La gioia cristiana, quindi, è il modo nuovo di vivere la realtà,  momento dopo momento; realtà in cui siamo immersi e che ci segnano profondamente, sia fisicamente (la salute e l’età) che psicologicamente (realizzazione personale e frustrazioni) e che riguarda, anche, la vita delle nostre comunità d appartenenza.
La gioia che noi annunciamo e portiamo al mondo, però, non prescinde dalla croce, anzi, prende origine da essa. La croce – che è l’Evento problematico o addirittura “inaccettabile” per chi manca di fede –  al contrario, in quanto è croce pasquale di Cristo, è evento che dona la vera gioia, quella che non è legati a particolari eventi della vita o a sue particolari stagioni ma è la gioia che nessuno e niente potrà mai toglierci.

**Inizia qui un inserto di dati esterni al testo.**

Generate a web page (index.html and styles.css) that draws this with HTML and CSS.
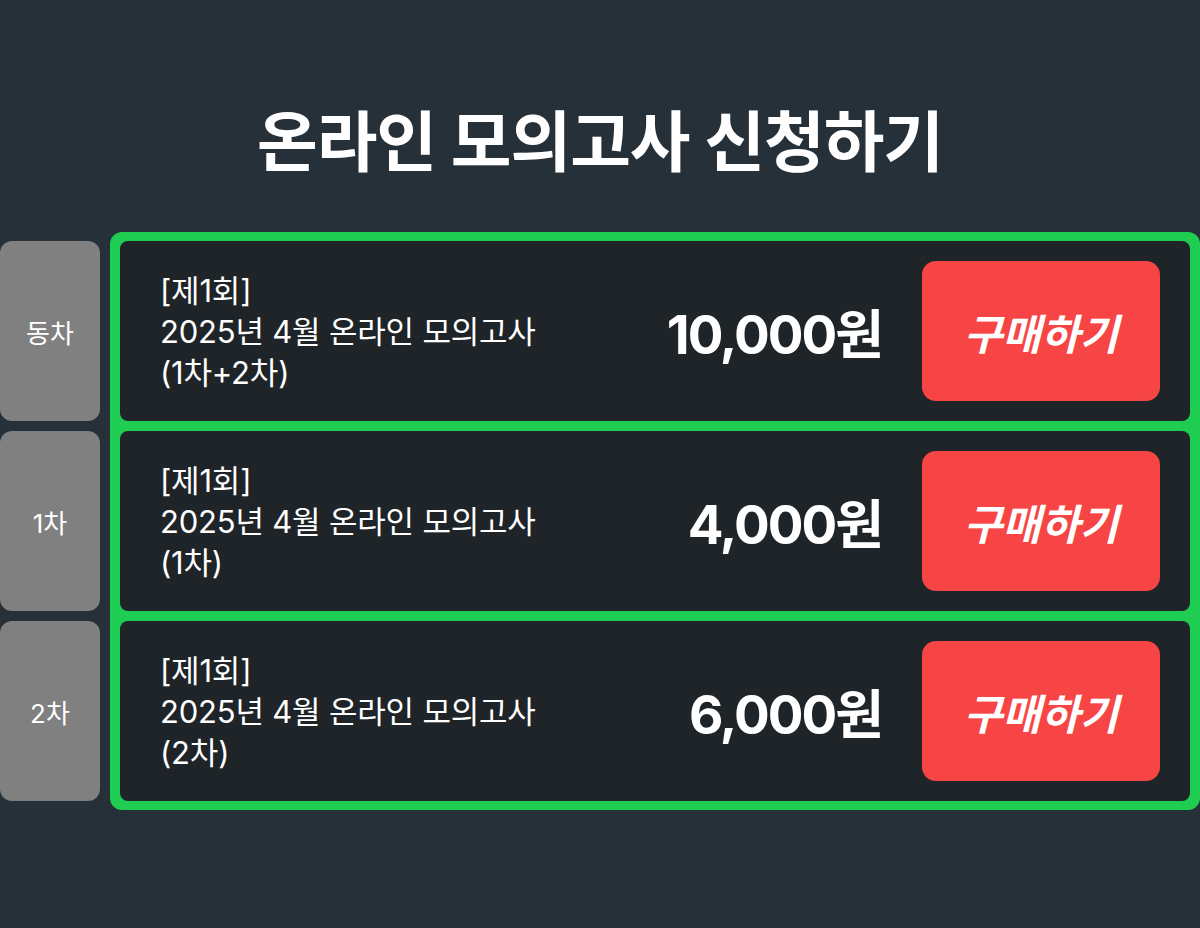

Questo “nessuno” e questo “niente”, infatti, non possono farci veramente male. E la gioia cristiana – dono pasquale del Risorto – permane salda pure al termine della vita terrena, quando ci troveremo a vivere gli ultimi istanti che precedono la morte.
E questo perché la risurrezione non consiste nell’evitare la morte ma ne è il vero, pieno, reale, completo intrinseco superamento, ossia il ricollocare la storia oltre se stessa, nei cieli nuovi e nella terra nuova dove abita la giustizia.
Così, anche nell’ultimo istante di vita terrena, il futuro che ci dona Cristo nella risurrezione è un futuro pieno, totalizzante, vero e reale, poiché Cristo nella risurrezione esprime il significato vero e pieno di quella storia di cui Lui è fondamento, principio, fine, l’alfa e l’omega di tutte le cose. Così facciamo nostra nel tempo la gioia cristiana.
Concludo con le parole che Papa Francesco scrive al termine della sua “Lettera a tutti i consacrati”: “Sia questo Anno un’opportunità per accogliere cordialmente e con gioia la vita consacrata come un capitale spirituale che contribuisce al bene di tutto il corpo di Cristo e non solo delle famiglie religiose. «La vita consacrata è dono alla Chiesa, nasce nella Chiesa, cresce nella Chiesa, è tutta orientata alla Chiesa»” (Papa Francesco, Lettera Apostolica a tutti i consacrati in occasione dell’Anno della Vita Consacrata, 28 novembre 2014).